### DIRECTIVE
Look for the string "this" in the lines and copy each line that has it.

(Collected data entries)
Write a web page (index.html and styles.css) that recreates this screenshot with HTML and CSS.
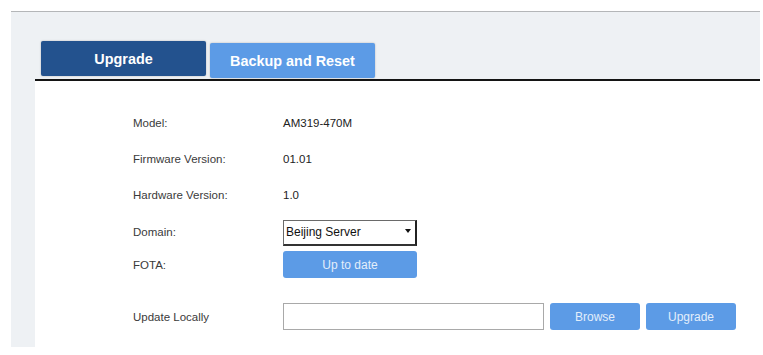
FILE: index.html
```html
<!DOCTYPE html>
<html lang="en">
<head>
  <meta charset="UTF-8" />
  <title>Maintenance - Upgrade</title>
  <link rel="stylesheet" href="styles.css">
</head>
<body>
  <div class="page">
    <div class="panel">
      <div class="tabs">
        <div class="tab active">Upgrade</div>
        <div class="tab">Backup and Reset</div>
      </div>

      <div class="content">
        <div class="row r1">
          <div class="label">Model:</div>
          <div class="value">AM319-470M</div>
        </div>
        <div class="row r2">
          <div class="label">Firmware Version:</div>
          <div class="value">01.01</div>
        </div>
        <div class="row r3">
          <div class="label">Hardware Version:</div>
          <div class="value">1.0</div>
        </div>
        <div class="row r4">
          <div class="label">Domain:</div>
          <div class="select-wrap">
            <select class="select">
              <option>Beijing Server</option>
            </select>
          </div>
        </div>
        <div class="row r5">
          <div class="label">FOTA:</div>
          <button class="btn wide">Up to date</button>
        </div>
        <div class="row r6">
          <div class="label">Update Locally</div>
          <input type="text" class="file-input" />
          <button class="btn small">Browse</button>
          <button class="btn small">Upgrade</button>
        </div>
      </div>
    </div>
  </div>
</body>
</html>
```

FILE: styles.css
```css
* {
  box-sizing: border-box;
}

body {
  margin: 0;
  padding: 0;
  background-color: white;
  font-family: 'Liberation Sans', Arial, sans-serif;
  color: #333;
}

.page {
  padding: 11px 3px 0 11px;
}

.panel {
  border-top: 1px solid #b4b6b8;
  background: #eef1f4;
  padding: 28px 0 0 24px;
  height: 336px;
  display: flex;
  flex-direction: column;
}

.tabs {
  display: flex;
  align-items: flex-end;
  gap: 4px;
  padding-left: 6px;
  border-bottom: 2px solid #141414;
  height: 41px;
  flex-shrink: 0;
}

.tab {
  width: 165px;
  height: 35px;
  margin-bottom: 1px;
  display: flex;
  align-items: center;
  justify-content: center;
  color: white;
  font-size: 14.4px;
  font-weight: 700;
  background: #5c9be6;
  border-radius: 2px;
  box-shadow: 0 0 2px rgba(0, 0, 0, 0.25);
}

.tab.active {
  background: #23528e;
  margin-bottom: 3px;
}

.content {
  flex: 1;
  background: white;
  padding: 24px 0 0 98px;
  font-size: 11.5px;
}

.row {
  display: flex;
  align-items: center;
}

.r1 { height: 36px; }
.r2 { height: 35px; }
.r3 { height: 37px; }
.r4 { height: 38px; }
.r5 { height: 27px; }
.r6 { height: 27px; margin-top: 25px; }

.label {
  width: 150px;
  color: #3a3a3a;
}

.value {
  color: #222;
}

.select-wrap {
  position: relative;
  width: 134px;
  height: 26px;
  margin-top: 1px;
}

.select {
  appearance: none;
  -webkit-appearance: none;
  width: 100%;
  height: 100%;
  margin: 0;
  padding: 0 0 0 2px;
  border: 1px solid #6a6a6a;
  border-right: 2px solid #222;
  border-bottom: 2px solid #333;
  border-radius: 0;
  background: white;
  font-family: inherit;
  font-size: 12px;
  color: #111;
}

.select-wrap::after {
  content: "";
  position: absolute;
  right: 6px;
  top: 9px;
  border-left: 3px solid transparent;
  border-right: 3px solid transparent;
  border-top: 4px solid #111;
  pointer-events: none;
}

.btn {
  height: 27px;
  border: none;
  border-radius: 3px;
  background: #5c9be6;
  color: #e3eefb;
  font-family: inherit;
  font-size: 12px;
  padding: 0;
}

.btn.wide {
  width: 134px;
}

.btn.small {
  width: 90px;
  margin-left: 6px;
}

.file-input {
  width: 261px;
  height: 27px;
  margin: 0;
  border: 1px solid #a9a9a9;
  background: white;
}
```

==

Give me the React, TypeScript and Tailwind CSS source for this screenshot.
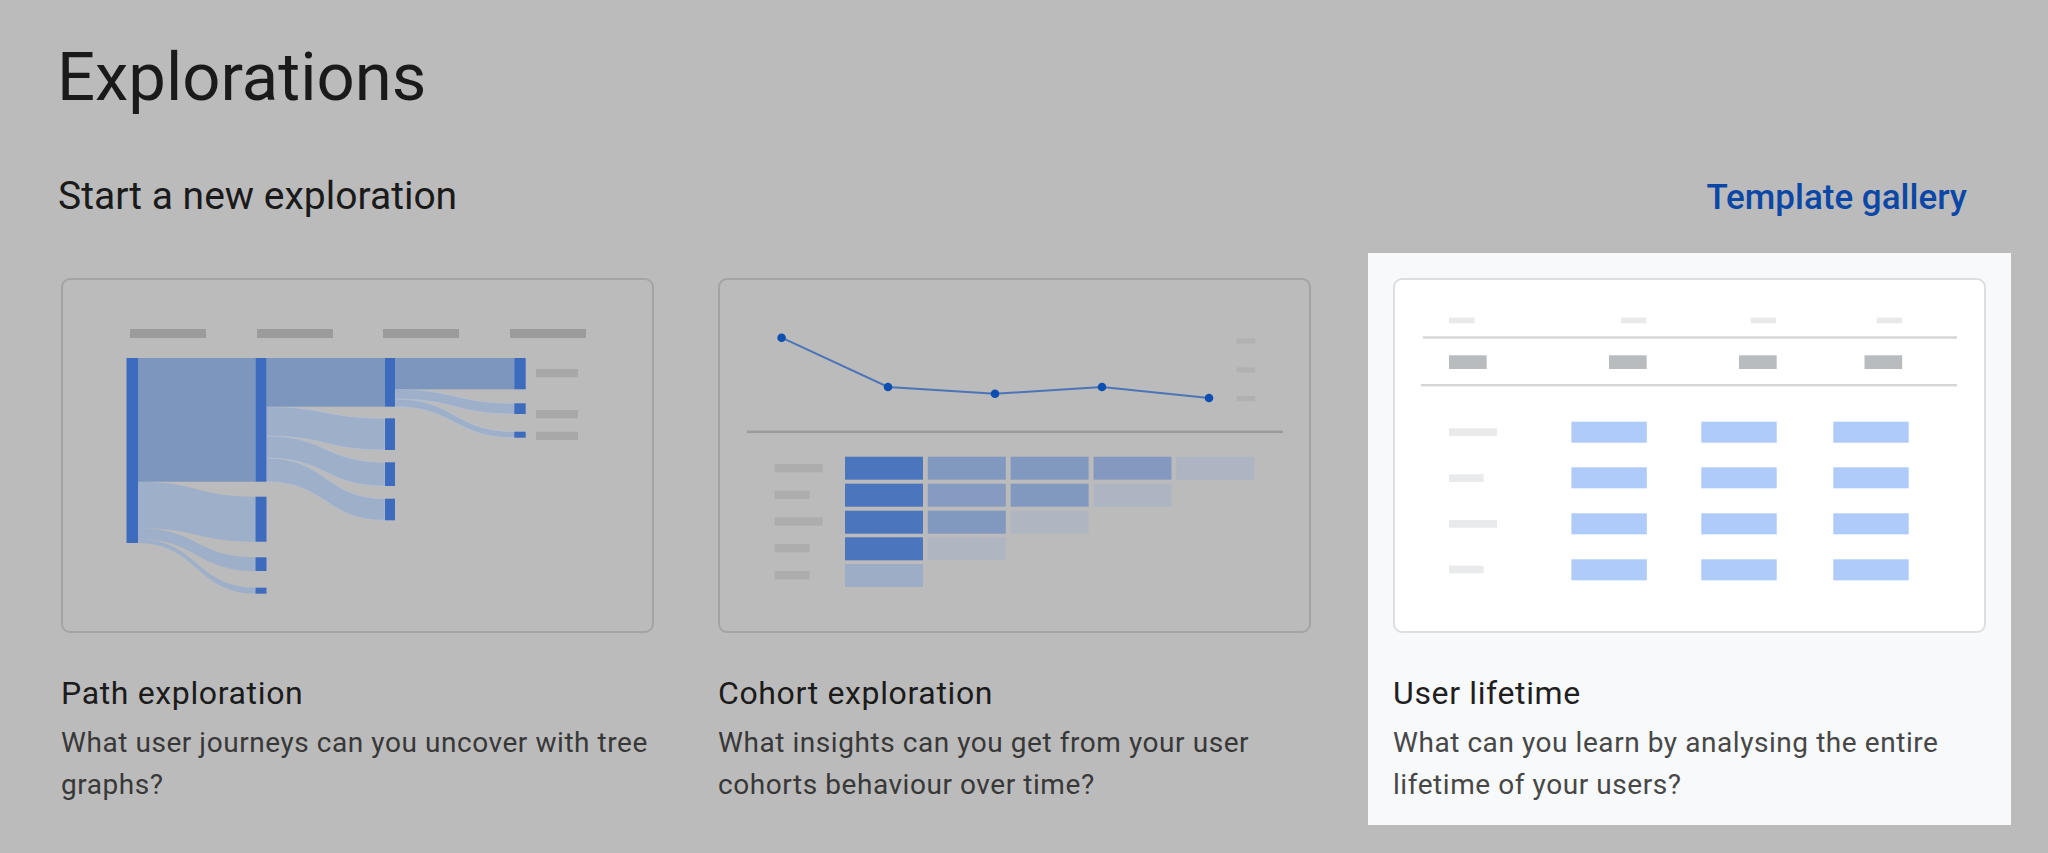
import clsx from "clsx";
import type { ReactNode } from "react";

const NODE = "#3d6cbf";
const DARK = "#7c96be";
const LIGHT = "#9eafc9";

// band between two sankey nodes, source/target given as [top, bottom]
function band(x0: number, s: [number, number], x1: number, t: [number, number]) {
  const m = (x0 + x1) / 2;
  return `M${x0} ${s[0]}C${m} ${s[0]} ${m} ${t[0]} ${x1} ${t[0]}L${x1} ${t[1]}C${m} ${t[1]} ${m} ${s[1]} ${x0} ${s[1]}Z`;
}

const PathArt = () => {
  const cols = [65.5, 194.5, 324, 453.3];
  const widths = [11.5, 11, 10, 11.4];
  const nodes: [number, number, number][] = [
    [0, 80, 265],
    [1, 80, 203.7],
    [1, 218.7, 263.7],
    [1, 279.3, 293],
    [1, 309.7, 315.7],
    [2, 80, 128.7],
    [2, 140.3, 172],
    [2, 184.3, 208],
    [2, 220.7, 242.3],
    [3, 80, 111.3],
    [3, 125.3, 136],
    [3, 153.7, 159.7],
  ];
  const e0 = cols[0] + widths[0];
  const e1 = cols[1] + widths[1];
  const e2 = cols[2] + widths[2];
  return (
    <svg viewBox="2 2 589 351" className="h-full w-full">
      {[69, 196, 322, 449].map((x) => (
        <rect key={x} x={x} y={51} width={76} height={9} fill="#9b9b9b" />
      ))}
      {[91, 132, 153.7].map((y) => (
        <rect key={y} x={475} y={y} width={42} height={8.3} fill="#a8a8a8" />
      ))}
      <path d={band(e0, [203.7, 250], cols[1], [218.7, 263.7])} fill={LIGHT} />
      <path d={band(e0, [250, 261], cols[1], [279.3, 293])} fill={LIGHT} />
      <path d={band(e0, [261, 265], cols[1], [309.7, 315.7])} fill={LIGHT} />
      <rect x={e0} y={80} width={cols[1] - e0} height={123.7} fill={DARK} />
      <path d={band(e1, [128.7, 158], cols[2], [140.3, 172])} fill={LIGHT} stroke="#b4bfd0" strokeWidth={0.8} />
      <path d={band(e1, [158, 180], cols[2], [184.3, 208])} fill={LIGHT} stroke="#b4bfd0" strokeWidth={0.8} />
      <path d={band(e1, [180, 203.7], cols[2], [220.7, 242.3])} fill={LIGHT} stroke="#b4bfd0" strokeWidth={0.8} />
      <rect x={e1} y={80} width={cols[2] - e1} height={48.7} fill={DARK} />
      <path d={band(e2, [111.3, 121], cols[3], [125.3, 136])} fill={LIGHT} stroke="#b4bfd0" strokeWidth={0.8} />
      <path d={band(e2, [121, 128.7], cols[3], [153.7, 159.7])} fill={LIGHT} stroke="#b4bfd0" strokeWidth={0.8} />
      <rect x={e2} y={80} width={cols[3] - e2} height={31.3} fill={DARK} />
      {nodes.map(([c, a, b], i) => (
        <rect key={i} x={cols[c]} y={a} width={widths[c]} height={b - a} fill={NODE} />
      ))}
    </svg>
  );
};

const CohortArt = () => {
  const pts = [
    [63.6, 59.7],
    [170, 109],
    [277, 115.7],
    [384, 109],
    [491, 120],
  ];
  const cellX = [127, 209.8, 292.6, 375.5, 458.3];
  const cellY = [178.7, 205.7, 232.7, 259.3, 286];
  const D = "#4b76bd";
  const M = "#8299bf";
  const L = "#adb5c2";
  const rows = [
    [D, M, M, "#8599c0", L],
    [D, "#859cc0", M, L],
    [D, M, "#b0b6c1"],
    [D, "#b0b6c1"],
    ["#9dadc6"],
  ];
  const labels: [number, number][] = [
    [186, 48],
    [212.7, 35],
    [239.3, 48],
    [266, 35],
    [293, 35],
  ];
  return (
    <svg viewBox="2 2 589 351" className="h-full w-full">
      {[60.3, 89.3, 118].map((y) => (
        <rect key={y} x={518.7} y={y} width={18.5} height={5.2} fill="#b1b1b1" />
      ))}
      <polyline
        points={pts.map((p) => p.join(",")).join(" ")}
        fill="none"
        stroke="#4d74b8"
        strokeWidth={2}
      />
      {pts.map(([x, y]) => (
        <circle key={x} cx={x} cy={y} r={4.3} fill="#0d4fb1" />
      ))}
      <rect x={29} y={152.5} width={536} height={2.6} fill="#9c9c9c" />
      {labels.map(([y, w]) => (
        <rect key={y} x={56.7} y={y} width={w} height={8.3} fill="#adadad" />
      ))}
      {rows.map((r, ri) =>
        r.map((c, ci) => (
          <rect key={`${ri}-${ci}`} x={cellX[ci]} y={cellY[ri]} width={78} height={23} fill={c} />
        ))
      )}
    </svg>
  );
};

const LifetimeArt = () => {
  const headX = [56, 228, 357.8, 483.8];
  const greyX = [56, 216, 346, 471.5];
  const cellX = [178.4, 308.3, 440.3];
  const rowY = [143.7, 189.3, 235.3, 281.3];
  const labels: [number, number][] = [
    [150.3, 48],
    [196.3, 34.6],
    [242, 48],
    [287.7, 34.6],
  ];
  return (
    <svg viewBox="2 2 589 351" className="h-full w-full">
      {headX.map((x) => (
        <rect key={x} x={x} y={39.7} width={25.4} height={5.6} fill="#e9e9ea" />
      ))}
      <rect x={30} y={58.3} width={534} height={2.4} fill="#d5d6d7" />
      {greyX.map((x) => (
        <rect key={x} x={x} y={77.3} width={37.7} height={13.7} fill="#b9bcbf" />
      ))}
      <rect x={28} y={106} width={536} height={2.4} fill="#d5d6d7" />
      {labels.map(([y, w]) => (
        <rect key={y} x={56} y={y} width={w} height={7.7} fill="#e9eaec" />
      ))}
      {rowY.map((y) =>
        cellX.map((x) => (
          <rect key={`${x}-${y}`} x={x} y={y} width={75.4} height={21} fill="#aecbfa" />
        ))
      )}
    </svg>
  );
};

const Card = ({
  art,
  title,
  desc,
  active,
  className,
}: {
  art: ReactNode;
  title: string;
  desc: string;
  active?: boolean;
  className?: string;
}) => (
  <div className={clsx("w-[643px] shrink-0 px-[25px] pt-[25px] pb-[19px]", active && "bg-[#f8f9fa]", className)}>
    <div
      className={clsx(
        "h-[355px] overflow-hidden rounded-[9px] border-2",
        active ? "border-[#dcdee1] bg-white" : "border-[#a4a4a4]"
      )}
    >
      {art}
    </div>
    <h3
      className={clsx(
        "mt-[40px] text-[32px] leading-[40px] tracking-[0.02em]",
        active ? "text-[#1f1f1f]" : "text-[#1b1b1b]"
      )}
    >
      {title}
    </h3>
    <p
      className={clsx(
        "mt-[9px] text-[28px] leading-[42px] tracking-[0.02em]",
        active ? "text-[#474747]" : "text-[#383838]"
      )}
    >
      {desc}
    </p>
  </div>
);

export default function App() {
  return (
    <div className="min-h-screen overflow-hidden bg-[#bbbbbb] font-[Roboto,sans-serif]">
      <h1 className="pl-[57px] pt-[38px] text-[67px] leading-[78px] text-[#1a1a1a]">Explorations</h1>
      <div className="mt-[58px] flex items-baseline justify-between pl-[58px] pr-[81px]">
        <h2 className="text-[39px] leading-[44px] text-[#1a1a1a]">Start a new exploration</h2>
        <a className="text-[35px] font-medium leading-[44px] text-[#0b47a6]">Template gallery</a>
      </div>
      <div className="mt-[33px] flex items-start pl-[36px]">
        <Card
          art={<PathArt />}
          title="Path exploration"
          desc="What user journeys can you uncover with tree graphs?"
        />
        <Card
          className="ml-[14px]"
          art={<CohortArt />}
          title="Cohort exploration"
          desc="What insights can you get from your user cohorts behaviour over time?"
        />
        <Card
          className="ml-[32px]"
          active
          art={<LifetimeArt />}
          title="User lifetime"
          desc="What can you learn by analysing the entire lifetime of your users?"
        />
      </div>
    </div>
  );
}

### RESPONSE TO THE EXERCISE
Write a web page (index.html and styles.css) that recreates this screenshot with HTML and CSS.
Give me the React, TypeScript and Tailwind CSS source for this screenshot.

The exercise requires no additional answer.